■ **Directions**
In the material below, find each line holding the string "React" and copy it.

■ **Information supplied**
◆ ◆ ◆

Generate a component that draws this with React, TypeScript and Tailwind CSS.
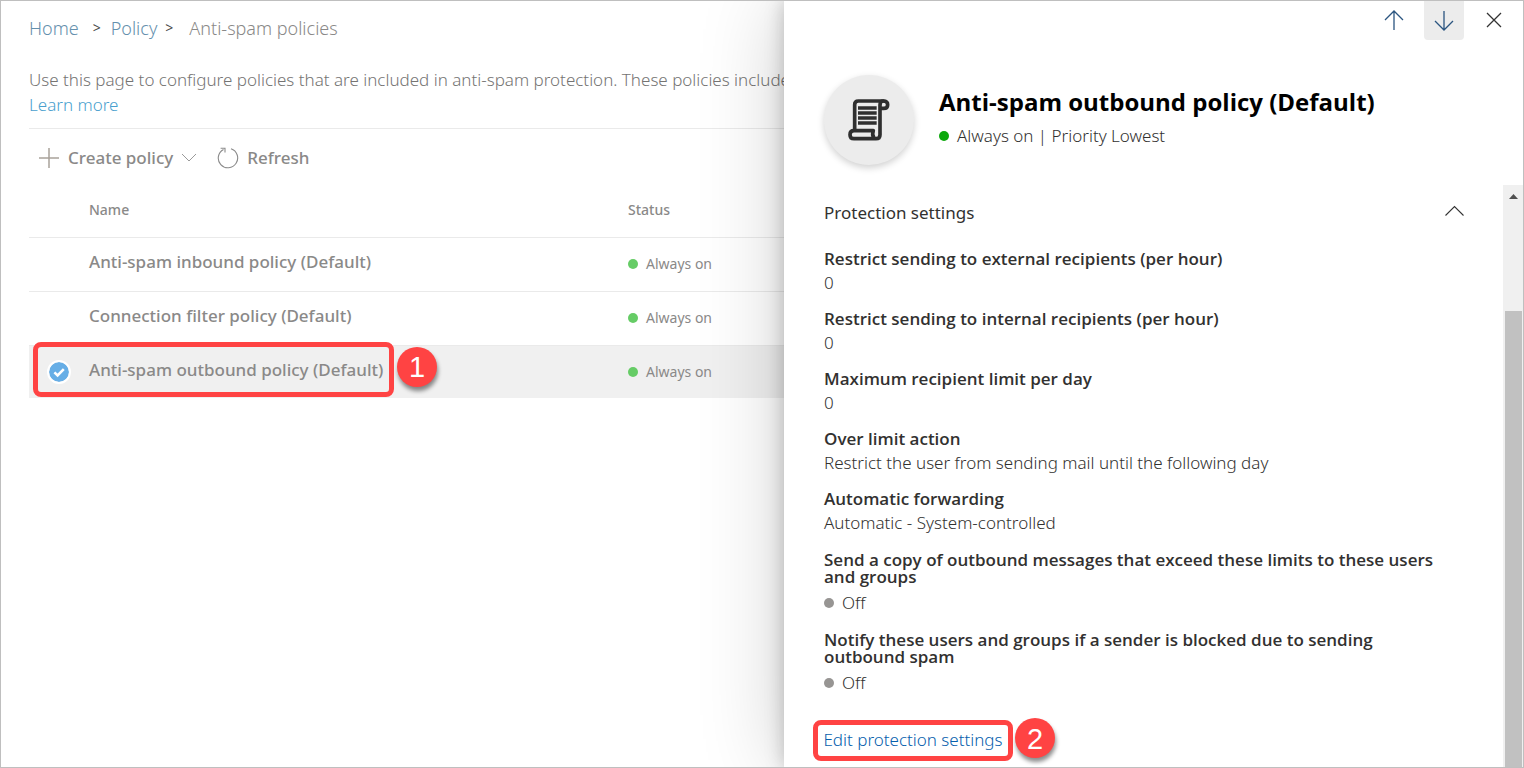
import React from "react";

type Policy = { name: string; selected?: boolean };

const policies: Policy[] = [
  { name: "Anti-spam inbound policy (Default)" },
  { name: "Connection filter policy (Default)" },
  { name: "Anti-spam outbound policy (Default)", selected: true },
];

type Setting = { title: string; value: string; dot?: boolean };

const settings: Setting[] = [
  { title: "Restrict sending to external recipients (per hour)", value: "0" },
  { title: "Restrict sending to internal recipients (per hour)", value: "0" },
  { title: "Maximum recipient limit per day", value: "0" },
  { title: "Over limit action", value: "Restrict the user from sending mail until the following day" },
  { title: "Automatic forwarding", value: "Automatic - System-controlled" },
  {
    title: "Send a copy of outbound messages that exceed these limits to these users and groups",
    value: "Off",
    dot: true,
  },
  {
    title: "Notify these users and groups if a sender is blocked due to sending outbound spam",
    value: "Off",
    dot: true,
  },
];

function Step({ n, className }: { n: number; className: string }) {
  return (
    <span
      className={`absolute flex size-10 items-center justify-center rounded-full bg-[#ff4343] pt-0.5 font-['Liberation_Sans',sans-serif] text-[29px] leading-none font-normal text-white shadow-[1px_4px_4px_rgba(0,0,0,0.45)] ${className}`}
    >
      {n}
    </span>
  );
}

function ScrollIcon() {
  return (
    <svg viewBox="0 0 126 126" className="size-[42px]" fill="none" stroke="#2f2f2f" strokeWidth="11" strokeLinejoin="round" strokeLinecap="round" aria-hidden="true">
      <path d="M20 92V17Q20 6 31 6H106Q119 6 119 17T107 28H99" />
      <path d="M106 6Q96 6 96 18V107Q96 119 84 119H18Q6 119 6 107T18 95H76Q71 107 78 117" />
      <path d="M30 27H86M30 42H86M30 57H86M30 72H86" strokeWidth="10" strokeLinecap="butt" />
    </svg>
  );
}

export default function App() {
  return (
    <div className="flex min-h-screen overflow-hidden border border-[#bfbfbf] bg-white font-['Noto_Sans','Open_Sans',sans-serif] text-[#323130]">
      <main className="min-w-0 flex-1 pl-7 text-[#8a8988]">
        <nav aria-label="Breadcrumb" className="flex h-[54px] items-center text-lg font-light whitespace-nowrap">
          <a href="#home" className="text-[#6590ad]">Home</a>
          <span className="ml-3.5 text-sm font-normal text-[#4a4a4a]">&gt;</span>
          <a href="#policy" className="ml-2.5 text-[#6590ad]">Policy</a>
          <span className="ml-2 text-sm font-normal text-[#4a4a4a]">&gt;</span>
          <span className="ml-4">Anti-spam policies</span>
        </nav>
        <p className="mt-3 text-[17px] leading-[25px] font-light whitespace-nowrap text-[#757473]">
          Use this page to configure policies that are included in anti-spam protection. These policies include
          <br />
          <a href="#learn" className="text-[#4a9fce]">Learn more</a>
        </p>
        <div className="mt-[11px] flex h-14 items-center border-t border-[#eaeaea] pt-0.5 pl-[9px] text-[17px] font-medium">
          <button type="button" className="flex items-center">
            <svg viewBox="0 0 22 22" className="size-[22px]" stroke="#a9a29b" strokeWidth="1.5" aria-hidden="true">
              <path d="M11 1V21M1 11H21" />
            </svg>
            <span className="ml-2">Create policy</span>
            <svg viewBox="0 0 16 16" className="ml-2 size-4" fill="none" stroke="#9a9a9a" aria-hidden="true">
              <path d="M1 4L8 11L15 4" />
            </svg>
          </button>
          <button type="button" className="ml-5 flex items-center">
            <svg viewBox="0 0 22 22" className="size-[22px]" fill="none" stroke="#8a8a8a" strokeWidth="1.1" aria-hidden="true">
              <path d="M14 1.8A9.7 9.7 0 1 1 6.5 2.4M3.6 1.2H8V5.6" />
            </svg>
            <span className="ml-2">Refresh</span>
          </button>
        </div>
        <table className="w-full table-fixed border-collapse text-left">
          <thead>
            <tr className="h-[53px] border-b border-[#eaeaea] text-sm">
              <th className="w-[60px]" aria-label="Select" />
              <th className="w-[539px] font-medium">Name</th>
              <th className="font-medium">Status</th>
            </tr>
          </thead>
          <tbody>
            {policies.map((p) => (
              <tr key={p.name} className={p.selected ? "h-[53px] bg-[#f0f0f0]" : "h-[54px] border-b border-[#eaeaea]"}>
                <td className="relative">
                  {p.selected && (
                    <>
                      <label className="relative ml-5 flex size-5 items-center justify-center">
                        <input
                          type="checkbox"
                          defaultChecked
                          aria-label={p.name}
                          className="absolute inset-0 appearance-none rounded-full bg-[#67aee6] outline-2 outline-white"
                        />
                        <svg viewBox="0 0 20 20" className="relative size-5" fill="none" stroke="white" strokeWidth="2.6" aria-hidden="true">
                          <path d="M5.4 10.4L8.6 13.4L14.8 7.2" />
                        </svg>
                      </label>
                      <span className="pointer-events-none absolute -top-1 left-1 h-[55px] w-[361px] rounded-lg border-5 border-[#ff4343]" />
                      <Step n={1} className="top-px left-[368px]" />
                    </>
                  )}
                </td>
                <td className="pb-1 text-[17px] font-medium">{p.name}</td>
                <td className="text-sm">
                  <span className="flex items-center gap-2">
                    <span className="size-2.5 rounded-full bg-[#66cc66]" />
                    Always on
                  </span>
                </td>
              </tr>
            ))}
          </tbody>
        </table>
      </main>

      <aside className="relative flex w-[739px] max-w-full shrink-0 flex-col bg-white shadow-[0_0_80px_rgba(0,0,0,0.2),0_0_18px_rgba(0,0,0,0.22)]">
        <div className="flex h-[39px] items-start justify-end gap-2.5 pr-[9px]">
          <button type="button" aria-label="Previous" className="flex h-[38px] w-10 items-center justify-center">
            <svg viewBox="0 0 20 20" className="size-5" fill="none" stroke="#2b5580" strokeWidth="1.3" aria-hidden="true">
              <path d="M10 20V1M1 10L10 1L19 10" />
            </svg>
          </button>
          <button type="button" aria-label="Next" className="flex h-[39px] w-10 items-center justify-center rounded-b-sm bg-[#ececec]">
            <svg viewBox="0 0 20 20" className="size-5" fill="none" stroke="#2b5580" strokeWidth="1.3" aria-hidden="true">
              <path d="M10 0V19M1 10L10 19L19 10" />
            </svg>
          </button>
          <button type="button" aria-label="Close" className="flex h-[38px] w-10 items-center justify-center">
            <svg viewBox="0 0 16 16" className="size-4" fill="none" stroke="#333" strokeWidth="1.3" aria-hidden="true">
              <path d="M1 1L15 15M15 1L1 15" />
            </svg>
          </button>
        </div>
        <header className="flex h-[145px] gap-[25px] pt-[35px] pl-10">
          <div className="flex size-[90px] items-center justify-center rounded-full bg-[#ececec] shadow-[0_3px_7px_rgba(0,0,0,0.18)]">
            <ScrollIcon />
          </div>
          <div className="pt-[9px]">
            <h1 className="font-['Open_Sans','Noto_Sans',sans-serif] text-2xl leading-9 font-bold text-black">
              Anti-spam outbound policy (Default)
            </h1>
            <p className="flex items-center gap-2 text-[17px] leading-8 font-light">
              <span className="size-2.5 rounded-full bg-[#0ba80b]" />
              Always on | Priority Lowest
            </p>
          </div>
        </header>
        <div className="flex flex-1">
          <section className="flex-1 pr-[39px] pl-10">
            <h2>
              <button type="button" aria-expanded="true" className="flex h-14 w-full items-center justify-between text-[17px] font-normal">
                Protection settings
                <svg viewBox="0 0 20 12" className="mb-1 h-3 w-5" fill="none" stroke="#333" strokeWidth="1.1" aria-hidden="true">
                  <path d="M1.5 10.5L10.5 1.5L19.5 10.5" />
                </svg>
              </button>
            </h2>
            <dl className="mt-[9px] flex flex-col gap-[15px] pr-6">
              {settings.map((s) => (
                <div key={s.title} className={s.dot ? "pt-px" : ""}>
                  <dt className="font-['Open_Sans','Noto_Sans',sans-serif] text-[17px] leading-[17px] font-semibold">{s.title}</dt>
                  <dd className={`${s.dot ? "mt-1.5" : "mt-1"} flex items-center gap-2 text-[17px] leading-6 font-light`}>
                    {s.dot && <span className="size-2.5 rounded-full bg-[#979593]" />}
                    {s.value}
                  </dd>
                </div>
              ))}
            </dl>
            <div className="relative mt-[25px] -ml-[11px] flex w-[200px]">
              <a
                href="#edit"
                className="flex h-[41px] w-[200px] items-center justify-center rounded-lg border-5 border-[#ff4343] pb-0.5 text-[17px] font-light whitespace-nowrap text-[#0660ad]"
              >
                Edit protection settings
              </a>
              <Step n={2} className="-top-0.5 left-[202px]" />
            </div>
          </section>
          <div className="flex w-5 flex-col bg-[#f0f0f0]">
            <svg viewBox="0 0 20 126" className="h-[126px] w-5" aria-hidden="true">
              <path d="M10.5 9L15 14H6Z" fill="#505050" />
            </svg>
            <div className="mr-px ml-0.5 flex-1 bg-[#c1c1c1]" />
          </div>
        </div>
      </aside>
    </div>
  );
}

◆ ◆ ◆

■ **Written solution**
Generate a component that draws this with React, TypeScript and Tailwind CSS.
import React from "react";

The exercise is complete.